■ Problem description
Here are records with pictures in them. Copy all of them exactly and leave the pictures out.

---------------

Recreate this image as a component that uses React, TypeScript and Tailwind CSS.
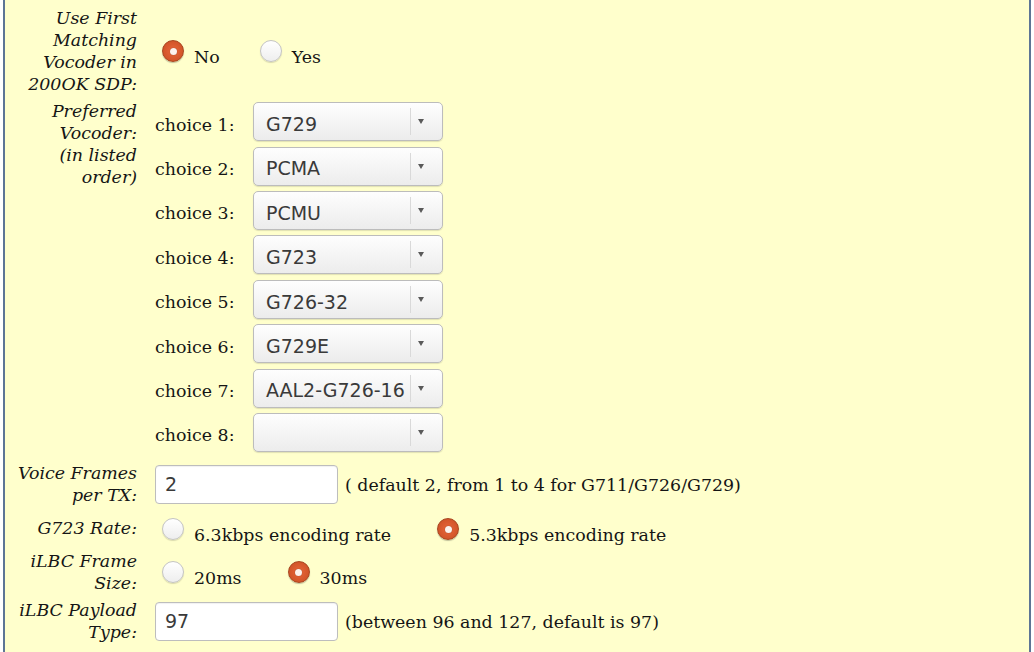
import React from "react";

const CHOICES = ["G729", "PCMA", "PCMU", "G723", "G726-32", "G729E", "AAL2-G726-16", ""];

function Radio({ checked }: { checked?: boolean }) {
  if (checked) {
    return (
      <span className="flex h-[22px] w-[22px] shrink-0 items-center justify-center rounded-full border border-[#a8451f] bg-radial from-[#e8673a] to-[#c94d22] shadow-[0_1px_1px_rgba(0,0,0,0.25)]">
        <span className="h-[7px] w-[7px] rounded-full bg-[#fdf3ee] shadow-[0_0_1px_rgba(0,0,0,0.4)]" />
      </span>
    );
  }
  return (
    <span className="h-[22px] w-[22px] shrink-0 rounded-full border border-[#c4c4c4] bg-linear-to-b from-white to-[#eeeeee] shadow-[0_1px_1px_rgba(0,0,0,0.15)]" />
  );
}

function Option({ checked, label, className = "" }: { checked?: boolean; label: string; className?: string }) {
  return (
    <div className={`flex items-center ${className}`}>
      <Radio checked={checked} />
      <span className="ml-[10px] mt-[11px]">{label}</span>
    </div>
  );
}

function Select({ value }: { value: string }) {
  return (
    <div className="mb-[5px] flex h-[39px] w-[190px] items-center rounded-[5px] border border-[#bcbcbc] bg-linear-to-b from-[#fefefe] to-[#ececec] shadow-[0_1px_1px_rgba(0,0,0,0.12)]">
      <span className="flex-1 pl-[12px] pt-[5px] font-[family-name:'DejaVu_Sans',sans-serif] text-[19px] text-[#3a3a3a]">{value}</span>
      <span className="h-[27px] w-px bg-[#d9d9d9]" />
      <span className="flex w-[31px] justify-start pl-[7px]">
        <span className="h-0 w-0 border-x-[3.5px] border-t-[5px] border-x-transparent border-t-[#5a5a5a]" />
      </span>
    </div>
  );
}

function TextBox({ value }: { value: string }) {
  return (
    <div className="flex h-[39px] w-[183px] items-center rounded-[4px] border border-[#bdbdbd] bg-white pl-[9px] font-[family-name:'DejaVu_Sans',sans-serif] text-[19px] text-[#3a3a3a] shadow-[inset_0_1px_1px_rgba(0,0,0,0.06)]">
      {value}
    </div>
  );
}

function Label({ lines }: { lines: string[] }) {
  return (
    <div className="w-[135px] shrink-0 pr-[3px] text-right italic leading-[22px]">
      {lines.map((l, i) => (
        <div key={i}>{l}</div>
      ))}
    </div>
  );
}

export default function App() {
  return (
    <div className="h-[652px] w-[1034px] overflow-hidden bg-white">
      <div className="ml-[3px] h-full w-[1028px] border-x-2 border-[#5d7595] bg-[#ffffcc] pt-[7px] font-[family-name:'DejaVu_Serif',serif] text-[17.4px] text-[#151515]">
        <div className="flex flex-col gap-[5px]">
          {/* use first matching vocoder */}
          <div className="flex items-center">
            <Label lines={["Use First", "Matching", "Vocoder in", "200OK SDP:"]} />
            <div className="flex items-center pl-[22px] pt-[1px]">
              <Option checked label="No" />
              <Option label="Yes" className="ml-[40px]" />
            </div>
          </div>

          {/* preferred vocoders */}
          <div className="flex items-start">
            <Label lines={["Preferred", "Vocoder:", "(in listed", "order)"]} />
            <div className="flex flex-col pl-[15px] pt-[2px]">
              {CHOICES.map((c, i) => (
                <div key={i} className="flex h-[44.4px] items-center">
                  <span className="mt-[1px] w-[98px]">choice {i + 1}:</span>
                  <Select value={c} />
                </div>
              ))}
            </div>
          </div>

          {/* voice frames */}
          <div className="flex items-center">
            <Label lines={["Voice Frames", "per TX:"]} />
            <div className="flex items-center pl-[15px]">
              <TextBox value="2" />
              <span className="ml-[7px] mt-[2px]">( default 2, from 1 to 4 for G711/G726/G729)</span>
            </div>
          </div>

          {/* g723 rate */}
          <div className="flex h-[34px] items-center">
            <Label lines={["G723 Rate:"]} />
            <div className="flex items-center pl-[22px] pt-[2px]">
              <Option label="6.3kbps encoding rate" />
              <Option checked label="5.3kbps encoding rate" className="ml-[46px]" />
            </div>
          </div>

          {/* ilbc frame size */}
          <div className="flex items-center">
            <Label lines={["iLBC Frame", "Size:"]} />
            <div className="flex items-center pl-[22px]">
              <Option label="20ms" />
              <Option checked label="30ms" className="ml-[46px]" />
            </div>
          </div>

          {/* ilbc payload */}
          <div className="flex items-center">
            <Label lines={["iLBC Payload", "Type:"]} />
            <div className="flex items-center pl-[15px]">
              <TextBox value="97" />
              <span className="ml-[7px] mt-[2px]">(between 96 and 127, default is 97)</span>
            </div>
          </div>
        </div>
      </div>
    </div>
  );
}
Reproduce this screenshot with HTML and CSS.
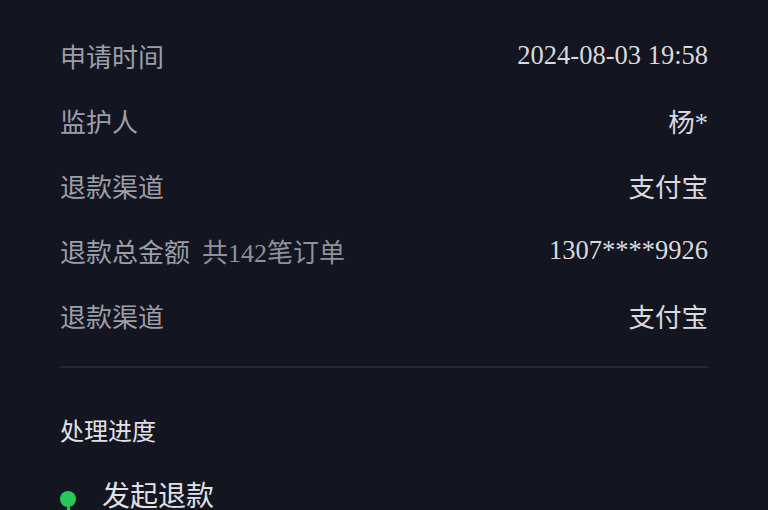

---------------

■ Complete answer
Recreate this image as a component that uses React, TypeScript and Tailwind CSS.
import React from "react";

const CHOICES = ["G729", "PCMA", "PCMU", "G723", "G726-32", "G729E", "AAL2-G726-16", ""];

function Radio({ checked }: { checked?: boolean }) {
  if (checked) {
    return (
      <span className="flex h-[22px] w-[22px] shrink-0 items-center justify-center rounded-full border border-[#a8451f] bg-radial from-[#e8673a] to-[#c94d22] shadow-[0_1px_1px_rgba(0,0,0,0.25)]">
        <span className="h-[7px] w-[7px] rounded-full bg-[#fdf3ee] shadow-[0_0_1px_rgba(0,0,0,0.4)]" />
      </span>
    );
  }
  return (
    <span className="h-[22px] w-[22px] shrink-0 rounded-full border border-[#c4c4c4] bg-linear-to-b from-white to-[#eeeeee] shadow-[0_1px_1px_rgba(0,0,0,0.15)]" />
  );
}

function Option({ checked, label, className = "" }: { checked?: boolean; label: string; className?: string }) {
  return (
    <div className={`flex items-center ${className}`}>
      <Radio checked={checked} />
      <span className="ml-[10px] mt-[11px]">{label}</span>
    </div>
  );
}

function Select({ value }: { value: string }) {
  return (
    <div className="mb-[5px] flex h-[39px] w-[190px] items-center rounded-[5px] border border-[#bcbcbc] bg-linear-to-b from-[#fefefe] to-[#ececec] shadow-[0_1px_1px_rgba(0,0,0,0.12)]">
      <span className="flex-1 pl-[12px] pt-[5px] font-[family-name:'DejaVu_Sans',sans-serif] text-[19px] text-[#3a3a3a]">{value}</span>
      <span className="h-[27px] w-px bg-[#d9d9d9]" />
      <span className="flex w-[31px] justify-start pl-[7px]">
        <span className="h-0 w-0 border-x-[3.5px] border-t-[5px] border-x-transparent border-t-[#5a5a5a]" />
      </span>
    </div>
  );
}

function TextBox({ value }: { value: string }) {
  return (
    <div className="flex h-[39px] w-[183px] items-center rounded-[4px] border border-[#bdbdbd] bg-white pl-[9px] font-[family-name:'DejaVu_Sans',sans-serif] text-[19px] text-[#3a3a3a] shadow-[inset_0_1px_1px_rgba(0,0,0,0.06)]">
      {value}
    </div>
  );
}

function Label({ lines }: { lines: string[] }) {
  return (
    <div className="w-[135px] shrink-0 pr-[3px] text-right italic leading-[22px]">
      {lines.map((l, i) => (
        <div key={i}>{l}</div>
      ))}
    </div>
  );
}

export default function App() {
  return (
    <div className="h-[652px] w-[1034px] overflow-hidden bg-white">
      <div className="ml-[3px] h-full w-[1028px] border-x-2 border-[#5d7595] bg-[#ffffcc] pt-[7px] font-[family-name:'DejaVu_Serif',serif] text-[17.4px] text-[#151515]">
        <div className="flex flex-col gap-[5px]">
          {/* use first matching vocoder */}
          <div className="flex items-center">
            <Label lines={["Use First", "Matching", "Vocoder in", "200OK SDP:"]} />
            <div className="flex items-center pl-[22px] pt-[1px]">
              <Option checked label="No" />
              <Option label="Yes" className="ml-[40px]" />
            </div>
          </div>

          {/* preferred vocoders */}
          <div className="flex items-start">
            <Label lines={["Preferred", "Vocoder:", "(in listed", "order)"]} />
            <div className="flex flex-col pl-[15px] pt-[2px]">
              {CHOICES.map((c, i) => (
                <div key={i} className="flex h-[44.4px] items-center">
                  <span className="mt-[1px] w-[98px]">choice {i + 1}:</span>
                  <Select value={c} />
                </div>
              ))}
            </div>
          </div>

          {/* voice frames */}
          <div className="flex items-center">
            <Label lines={["Voice Frames", "per TX:"]} />
            <div className="flex items-center pl-[15px]">
              <TextBox value="2" />
              <span className="ml-[7px] mt-[2px]">( default 2, from 1 to 4 for G711/G726/G729)</span>
            </div>
          </div>

          {/* g723 rate */}
          <div className="flex h-[34px] items-center">
            <Label lines={["G723 Rate:"]} />
            <div className="flex items-center pl-[22px] pt-[2px]">
              <Option label="6.3kbps encoding rate" />
              <Option checked label="5.3kbps encoding rate" className="ml-[46px]" />
            </div>
          </div>

          {/* ilbc frame size */}
          <div className="flex items-center">
            <Label lines={["iLBC Frame", "Size:"]} />
            <div className="flex items-center pl-[22px]">
              <Option label="20ms" />
              <Option checked label="30ms" className="ml-[46px]" />
            </div>
          </div>

          {/* ilbc payload */}
          <div className="flex items-center">
            <Label lines={["iLBC Payload", "Type:"]} />
            <div className="flex items-center pl-[15px]">
              <TextBox value="97" />
              <span className="ml-[7px] mt-[2px]">(between 96 and 127, default is 97)</span>
            </div>
          </div>
        </div>
      </div>
    </div>
  );
}
Reproduce this screenshot with HTML and CSS.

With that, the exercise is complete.